» SUPPLIED DATA

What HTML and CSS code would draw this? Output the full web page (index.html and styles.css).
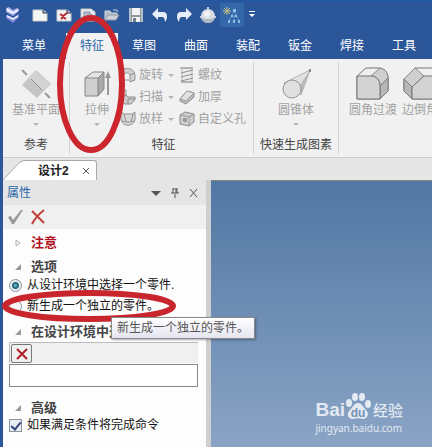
FILE: index.html
```
<!DOCTYPE html>
<html lang="zh-CN">
<head>
	<meta charset="UTF-8">
	<title>设计2</title>
	<link rel="stylesheet" href="styles.css">
</head>
<body>
	<div class="app">
		<div class="quick">
			<svg class="logo" width="16" height="16" viewBox="0 0 16 16"><path d="M1 8l3 1 4 2 6-4v3l-6 6-7-5z" fill="#8185dc"/><path d="M2 8l6 3 5-3v2l-5 3-6-3z" fill="#eceeff"/><path d="M1 1l3-1 4 3 4-2 2 1v2L8 9 1 5z" fill="#a3a8ea"/><path d="M2 1l6 4 5-3v2L8 7 2 4z" fill="#f6f7ff"/></svg>
			<button class="qbtn" aria-label="新建"><svg width="16" height="14" viewBox="0 0 16 14"><path d="M1 2h10l4 3v8H1z" fill="#f4f6f4" stroke="#c9cfcc"/><path d="M11 2v3h4" fill="#ccd" stroke="#222c40"/></svg></button>
			<button class="qbtn" aria-label="新建零件"><svg width="16" height="14" viewBox="0 0 16 14"><path d="M1 2h10l4 3v8H1z" fill="#f4f4f2" stroke="#c9cfcc"/><path d="M11 2v3h4" fill="#ccd" stroke="#222c40"/><path d="M4 6l3 2 4-3M5 11l2-2 3 2" stroke="#b62832" stroke-width="2" fill="none"/></svg></button>
			<button class="qbtn" aria-label="新建图纸"><svg width="16" height="14" viewBox="0 0 16 14"><path d="M1 1h10l4 3v9H1z" fill="#e6eaf0" stroke="#c9cfcc"/><path d="M4 4h6v6H4z" fill="#b8c2cf" stroke="#8995a8"/><circle cx="10" cy="9" r="3" fill="#d8dde4" stroke="#8995a8"/></svg></button>
			<button class="qbtn" aria-label="打开"><svg width="16" height="14" viewBox="0 0 16 14"><path d="M1 12V3h5l1 2h6v2" fill="#b5bcc5" stroke="#d3d7dc"/><path d="M1 12l3-5h11l-3 5z" fill="#cdd2d8" stroke="#8f98a5"/><path d="M9 2h4l1 2" stroke="#c9d1dc" fill="none"/></svg></button>
			<button class="qbtn" aria-label="保存"><svg width="16" height="16" viewBox="0 0 16 16"><path d="M1 1h14v14H1z" fill="#8f9aa6"/><path d="M4 1h8v7H4zM4 10h8v5H4z" fill="#f0f2f3"/><path d="M1 1h2v14H1zM13 1h2v14h-2z" fill="#b5bdc5"/><path d="M5 11h3v4H5z" fill="#707d8c"/></svg></button>
			<button class="qbtn" aria-label="撤销"><svg width="16" height="14" viewBox="0 0 16 14"><path d="M0 6l6-6v4h5c3 0 4 2 4 4 0 3-1 5-2 6 0-3-1-5-3-5H6v3z" fill="#e6eef8"/></svg></button>
			<button class="qbtn" aria-label="重做"><svg width="16" height="14" viewBox="0 0 16 14"><path d="M16 6l-6-6v4H5C2 4 1 6 1 8c0 3 1 5 2 6 0-3 1-5 3-5h4v3z" fill="#e6eef8"/></svg></button>
			<button class="qbtn" aria-label="智能图素"><svg width="16" height="16" viewBox="0 0 16 16"><path d="M8 0v4M0 10h16" stroke="#c2cbd6" stroke-width="2"/><circle cx="8" cy="9" r="7" fill="#d7dde2"/><path d="M1 10c3 3 11 3 14 0-1 8-13 8-14 0z" fill="#adb8c1"/><circle cx="7" cy="7" r="3" fill="#f0f2f5"/></svg></button>
			<button class="qbtn lit" aria-label="设计树"><svg width="18" height="18" viewBox="0 0 18 18"><path d="M4 1v8M0 5h8M1 2l6 6M7 2L1 8" stroke="#c8bf83"/><path d="M11 5l-5 10M11 5l5 10M8 10h6M11 10v5" stroke="#7fa8d6" stroke-dasharray="2 1" fill="none"/><path d="M10 3h3v3h-3zM8 9h2v2H8zM12 9h2v2h-2zM5 14h2v3H5zM10 14h2v3h-2zM15 14h2v3h-2z" fill="#8ec0e6"/></svg></button>
			<button class="qmore" aria-label="更多"><svg width="6" height="7" viewBox="0 0 6 7"><path d="M0 0h6v1H0zM0 3h6L3 6z" fill="#fff"/></svg></button>
		</div>
		<nav class="tabs">
			<button class="tab menu">菜单</button>
			<button class="tab current">特征</button>
			<button class="tab">草图</button>
			<button class="tab">曲面</button>
			<button class="tab">装配</button>
			<button class="tab">钣金</button>
			<button class="tab">焊接</button>
			<button class="tab">工具</button>
		</nav>
		<div class="frame">
			<div class="ribbon">
				<section class="group">
					<div class="tools">
						<button class="big">
							<svg width="32" height="32" viewBox="0 0 32 32"><path d="M2 2l5 5M25 25l5 5" stroke="#999" stroke-width="2"/><path d="M16 2l15 14-14 14L2 17z" fill="#c5c5c5"/><path d="M16 3l14 13-7 7L8 10z" fill="#d2d2d2"/><path d="M11 11l11 11" stroke="#929292"/></svg>
							<span>基准平面</span><i class="caret"></i>
						</button>
					</div>
					<h2>参考</h2>
				</section>
				<section class="group features">
					<div class="tools">
						<button class="big">
							<svg width="32" height="32" viewBox="0 0 32 32"><path d="M4 10l8-6h11l-6 6z" fill="#e5e5e5"/><path d="M17 10l6-6v17l-6 7z" fill="#a9a9a9"/><path d="M4 10h13v18H4z" fill="#cfcfcf"/><path d="M4 10l8-6h11v17l-6 7H4zM4 10h13v18M17 10l6-6" stroke="#858585" fill="none"/><path d="M27 27V8" stroke="#999" stroke-width="2"/><path d="M27 3l3 7h-6z" fill="#999"/></svg>
							<span>拉伸</span><i class="caret"></i>
						</button>
						<div class="smalls">
							<button class="small"><svg width="16" height="16" viewBox="0 0 16 16"><path d="M1 6c1-5 9-7 13-1l1 3v5l-5 2V8c-2-3-5-3-6 0z" fill="#d1d1d1" stroke="#929292"/><path d="M10 8l5-2M3 13h6" stroke="#929292"/></svg><span>旋转</span><i class="caret"></i></button>
							<button class="small"><svg width="16" height="16" viewBox="0 0 16 16"><path d="M1 1h5v5H1z" fill="#ddd" stroke="#999"/><path d="M3 8l3-2 2 2h7v3l-4 4H5c-3-1-3-4-2-7zM8 10v5M8 10h7" fill="#ccc" stroke="#8e8e8e"/></svg><span>扫描</span><i class="caret"></i></button>
							<button class="small"><svg width="16" height="16" viewBox="0 0 16 16"><path d="M1 1l3 2h8l3-2v8c-2 7-12 7-14 0z" fill="#d8d8d8" stroke="#929292"/><path d="M4 3l2 8h5l2-8M6 11l-4-1M11 11l3-1" stroke="#929292" fill="none"/></svg><span>放样</span><i class="caret"></i></button>
						</div>
						<div class="smalls">
							<button class="small"><svg width="16" height="16" viewBox="0 0 16 16"><path d="M3 1h10v14H3z" fill="#ededed" stroke="#b5b5b5"/><path d="M1 1h13M2 6l12-3M2 10l12-3M2 14l12-3M2 15h12" fill="none" stroke="#8e8e8e"/></svg><span>螺纹</span></button>
							<button class="small"><svg width="16" height="16" viewBox="0 0 16 16"><path d="M1 10l7-8 7 2v4l-8 7-6-3z" fill="#bbb" stroke="#8e8e8e"/><path d="M1 10l7-8 7 2-8 8z" fill="#e1e1e1" stroke="#999"/></svg><span>加厚</span></button>
							<button class="small"><svg width="16" height="16" viewBox="0 0 16 16"><path d="M1 4l5-3 9 2v8l-5 4-9-2z" fill="#cdcdcd" stroke="#8e8e8e"/><path d="M1 4l9 2 5-3M10 6v9" stroke="#999" fill="none"/><circle cx="6" cy="9" r="3" fill="#999" stroke="#ddd"/></svg><span>自定义孔</span></button>
						</div>
					</div>
					<h2>特征</h2>
				</section>
				<section class="group shapes">
					<div class="tools">
						<button class="big">
							<svg width="32" height="32" viewBox="0 0 32 32"><path d="M4 15L30 2 21 27z" fill="#e2e2e2" stroke="#b0b0b0"/><path d="M20 17L30 2 21 27z" fill="#b9b9b9"/><ellipse cx="12" cy="21" rx="9" ry="9" fill="#e0e0e0" stroke="#929292"/><path d="M30 1v3" stroke="#888" stroke-width="2"/></svg>
							<span>圆锥体</span><i class="caret"></i>
						</button>
					</div>
					<h2>快速生成图素</h2>
				</section>
				<section class="group edges">
					<div class="tools">
						<button class="big"><svg width="34" height="34" viewBox="0 0 34 34"><path d="M1 9l9-8h12c7 0 10 5 10 10v13l-8 8H1z" fill="#f0f0f0" stroke="#777"/><path d="M15 9l9-8c6 1 8 6 8 10l-8 8c0-5-3-10-9-10z" fill="#cfcfcf" stroke="#888"/><path d="M24 19l8-8v13l-8 8z" fill="#b8b8b8" stroke="#777"/><path d="M1 9h14c6 0 9 5 9 10v13H1z" fill="#d3d3d3" stroke="#777"/></svg><span>圆角过渡</span></button>
						<button class="big"><svg width="34" height="34" viewBox="0 0 34 34"><path d="M1 12L12 1h17l4 5v26H9l-8-8z" fill="#f0f0f0" stroke="#777"/><path d="M1 12L12 1l9 8L9 20z" fill="#cfcfcf" stroke="#888"/><path d="M1 12l8 8v12l-8-8z" fill="#b8b8b8" stroke="#777"/><path d="M9 20L21 9h12v23H9z" fill="#d3d3d3" stroke="#777"/></svg><span>边倒角</span></button>
					</div>
				</section>
			</div>
			<div class="docs">
				<svg width="20" height="20" viewBox="0 0 20 20"><path d="M0 20L17 2l3-1v19z" fill="#fff"/><path d="M0 20L17 2l3-1" fill="none" stroke="#aaa"/></svg>
				<div class="doc"><strong>设计2</strong><button class="x" aria-label="关闭设计2"><svg width="8" height="8" viewBox="0 0 8 8"><path d="M1 1l6 6M7 1L1 7" stroke="#555"/></svg></button></div>
			</div>
			<main class="work">
				<aside class="panel">
					<header class="head">
						<span>属性</span>
						<button aria-label="选项菜单"><svg width="10" height="10" viewBox="0 0 10 10"><path d="M0 3h10L5 8z" fill="#555"/></svg></button>
						<button aria-label="固定"><svg width="10" height="10" viewBox="0 0 10 10"><path d="M3 0v5M3 1h4M7 0v5M6 1v4M1 5h8M5 6v4" stroke="#555" fill="none"/></svg></button>
						<button aria-label="关闭属性"><svg width="10" height="10" viewBox="0 0 10 10"><path d="M1 1l7 8M8 1L1 9" stroke="#555"/></svg></button>
					</header>
					<div class="confirm">
						<button aria-label="确定"><svg width="16" height="16" viewBox="0 0 16 16"><path d="M1 8l3-1 2 4 8-10h2L7 15H5z" fill="#999"/></svg></button>
						<button aria-label="取消"><svg width="14" height="16" viewBox="0 0 14 16"><path d="M1 2l12 12M13 1C8 5 4 9 1 15" stroke="#c0403c" stroke-width="2" fill="none"/></svg></button>
					</div>
					<div class="props">
						<h3 class="warn"><svg width="6" height="8" viewBox="0 0 6 8"><path d="M1 1l4 3-4 3z" fill="none" stroke="#aaa"/></svg>注意</h3>
						<h3><svg width="6" height="6" viewBox="0 0 6 6"><path d="M6 0v6H0z" fill="#999"/></svg>选项</h3>
						<label class="opt"><input type="radio" name="mode" checked>从设计环境中选择一个零件.</label>
						<div class="hinted">
							<label class="opt second"><input type="radio" name="mode">新生成一个独立的零件。</label>
							<svg class="mark wide" viewBox="0 0 174 32"><ellipse cx="87" cy="16" rx="84" ry="13" fill="none" stroke="#c9252d" stroke-width="6"/></svg>
							<div class="tip" role="tooltip">新生成一个独立的零件。</div>
						</div>
						<h3 class="pick"><svg width="6" height="6" viewBox="0 0 6 6"><path d="M6 0v6H0z" fill="#999"/></svg>在设计环境中选</h3>
						<div class="listbar"><button aria-label="清除"><svg width="12" height="12" viewBox="0 0 12 12"><path d="M1 1l10 10M11 1L1 11" stroke="#b02028" stroke-width="2"/></svg></button></div>
						<input class="box" type="text" aria-label="已选零件">
						<h3 class="adv"><svg width="6" height="6" viewBox="0 0 6 6"><path d="M6 0v6H0z" fill="#999"/></svg>高级</h3>
						<label class="opt"><input type="checkbox" checked>如果满足条件将完成命令</label>
					</div>
				</aside>
				<div class="canvas">
					<div class="brand">
						<div class="name"><b>Bai</b><svg width="26" height="28" viewBox="0 0 26 28"><g fill="#e3eaf2"><ellipse cx="4" cy="11" rx="3" ry="4"/><ellipse cx="10" cy="5" rx="3" ry="4"/><ellipse cx="17" cy="5" rx="3" ry="4"/><ellipse cx="23" cy="12" rx="3" ry="4"/><path d="M13 11c4 0 5 4 8 7 4 4 1 9-3 9-3-1-7-1-10 0-5 0-7-5-3-9 3-3 4-7 8-7z"/></g><text x="13" y="25" text-anchor="middle">du</text></svg><span>经验</span></div>
						<div class="site">jingyan.baidu.com</div>
					</div>
				</div>
			</main>
		</div>
		<svg class="mark tall" viewBox="0 0 68 140"><ellipse cx="34" cy="70" rx="31" ry="66" fill="none" stroke="#cc252d" stroke-width="6"/></svg>
	</div>
</body>
</html>
```
FILE: styles.css
```
*{
	margin: 0;
	padding: 0;
	box-sizing: border-box;
}
body{
	font: 12px/16px "Liberation Sans", "Noto Sans CJK SC", sans-serif;
	color: #222;
}
button{
	font: inherit;
	color: inherit;
	background: none;
	border: 0;
}
svg{
	display: block;
	flex: none;
}
.app{
	position: relative;
	display: flex;
	flex-direction: column;
	min-height: 100vh;
	background: #2b579a;
	overflow: hidden;
}
.quick{
	display: flex;
	align-items: center;
	height: 28px;
	padding-left: 5px;
	border-top: 1px solid #1c5aa8;
}
.logo{
	margin-right: 7px;
}
.qbtn{
	display: flex;
	align-items: center;
	justify-content: center;
	width: 24px;
	height: 24px;
}
.lit{
	background: #3568ab;
}
.qmore{
	margin-left: 5px;
}
.tabs{
	display: flex;
	height: 31px;
	padding: 5px 0 0 8px;
	color: #fff;
}
.tab{
	flex: none;
	width: 52px;
}
.menu{
	margin-right: 6px;
}
.tab.current{
	background: #f1f1f1;
	color: #2b66a8;
}
.frame{
	flex: 1;
	display: flex;
	flex-direction: column;
	margin-left: 3px;
	background: #e5e5e5;
}
.ribbon{
	display: flex;
	height: 99px;
	padding: 3px 0;
	background: #f1f1f1;
	border-bottom: 1px solid #ccc;
	overflow: hidden;
}
.group{
	flex: none;
	display: flex;
	flex-direction: column;
	justify-content: space-between;
	padding: 0 8px;
	border-right: 1px solid #d2d2d2;
}
.features{
	padding: 0 7px 0 11px;
}
.group h2{
	font-size: 12px;
	font-weight: normal;
	line-height: 16px;
	text-align: center;
	color: #444;
	margin-bottom: 1px;
}
.shapes{
	padding: 0 6px;
}
.edges{
	padding: 0 9px;
	border: 0;
}
.tools{
	display: flex;
	justify-content: center;
	color: #a2a2a2;
}
.big{
	display: flex;
	flex-direction: column;
	align-items: center;
	padding: 5px 1px 0;
	white-space: nowrap;
}
.big svg{
	height: 34px;
}
.big span{
	padding-top: 1px;
}
.edges .tools{
	gap: 3px;
}
.caret{
	width: 0;
	border: 3px solid transparent;
	border-top-color: #b4b4b4;
	border-bottom: 0;
}
.big .caret{
	margin-top: 5px;
}
.smalls{
	padding-top: 2px;
}
.small{
	display: flex;
	align-items: center;
	gap: 3px;
	height: 22px;
	white-space: nowrap;
}
.features .big{
	width: 32px;
	margin-right: 7px;
}
.small .caret{
	margin: 0 5px 0 2px;
}
.docs{
	display: flex;
	align-items: flex-end;
	height: 22px;
}
.doc{
	display: flex;
	align-items: center;
	gap: 13px;
	height: 20px;
	padding: 0 6px 0 15px;
	background: #fff;
	border: 1px solid #aaa;
	border-width: 1px 1px 0 0;
	border-radius: 0 3px 0 0;
}
.doc strong{
	font-weight: bold;
}
.work{
	flex: 1;
	display: flex;
}
.panel{
	width: 208px;
	flex: none;
	background: #fdfdfd;
	border-right: 5px solid #cfcfcf;
}
.head{
	display: flex;
	align-items: center;
	gap: 9px;
	height: 25px;
	padding: 0 7px 0 4px;
	background: #e5e5e5;
	color: #2b66a8;
}
.head span{
	flex: 1;
}
.confirm{
	display: flex;
	align-items: center;
	gap: 8px;
	height: 24px;
	padding-left: 4px;
	background: #f0f0f0;
}
.props{
	padding: 6px 8px 8px 6px;
}
.props h3{
	display: flex;
	align-items: center;
	font-size: 13px;
	font-weight: bold;
	line-height: 16px;
	white-space: nowrap;
	color: #444;
	padding-left: 6px;
	gap: 10px;
	margin-bottom: 8px;
}
.props .warn{
	color: #b01020;
}
.props h3:nth-child(2){
	margin-bottom: 1px;
}
.opt{
	display: flex;
	align-items: center;
	gap: 5px;
	height: 18px;
	white-space: nowrap;
	color: #111;
}
.opt input{
	appearance: none;
	width: 13px;
	height: 13px;
	background: #f7f7f7;
	border: 1px solid #8a949c;
}
.opt input[type=radio]{
	border-radius: 50%;
}
.opt input[type=radio]:checked{
	background: radial-gradient(circle, #6fc2d4 0, #1e5a70 3px, #e8eef0 4px);
}
.opt input[type=checkbox]:checked{
	background: #e9edf4;
	position: relative;
}
.opt input[type=checkbox]:checked::after{
	content: "";
	position: absolute;
	left: 3px;
	top: 0;
	width: 4px;
	height: 8px;
	border: solid #35477c;
	border-width: 0 2px 2px 0;
	transform: rotate(40deg);
}
.hinted{
	position: relative;
	padding: 3px 0 9px;
}
.mark{
	position: absolute;
	pointer-events: none;
}
.mark.wide{
	left: -7px;
	top: -4px;
	width: 174px;
}
.mark.tall{
	left: 57px;
	top: 14px;
	width: 68px;
}
.tip{
	position: absolute;
	z-index: 1;
	left: 102px;
	top: 23px;
	padding: 2px 5px;
	white-space: nowrap;
	color: #555;
	background: linear-gradient(#fff, #e4e5f0);
	border: 1px solid #8a8a8a;
	box-shadow: 1px 1px 2px #0005;
}
.props .pick{
	margin-bottom: 2px;
	overflow: hidden;
}
.listbar{
	height: 21px;
	background: #f0f0f0;
	border-top: 1px solid #bbb;
	border-left: 1px solid #bbb;
}
.listbar button{
	display: flex;
	align-items: center;
	justify-content: center;
	width: 21px;
	height: 19px;
	margin: 1px;
	border: 1px solid #777;
	border-radius: 2px;
}
.box{
	display: block;
	width: 100%;
	height: 23px;
	margin-top: 1px;
	border: 1px solid #888;
	background: #fff;
}
.props .adv{
	margin: 13px 0 0;
}
.canvas{
	flex: 1;
	display: flex;
	align-items: flex-end;
	justify-content: flex-end;
	padding: 0 29px 11px 0;
	background: linear-gradient(#5177a3, #8aa4c5);
	border-top: 1px solid #888;
}
.brand{
	color: #e3eaf2;
}
.name{
	display: flex;
	align-items: flex-end;
	height: 28px;
}
.name b{
	font-size: 19px;
	line-height: 20px;
}
.name span{
	font-size: 15px;
	font-weight: 500;
	line-height: 18px;
	padding-left: 2px;
}
.name text{
	font: bold 12px "Liberation Sans", sans-serif;
	fill: #7491b5;
}
.site{
	font: 10px/16px "Noto Sans", sans-serif;
}
```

» WRITTEN PROBLEM
Look for the word "styles" and return every line where it occurs.

» EXERCISE SOLUTION
What HTML and CSS code would draw this? Output the full web page (index.html and styles.css).
	<link rel="stylesheet" href="styles.css">
FILE: styles.css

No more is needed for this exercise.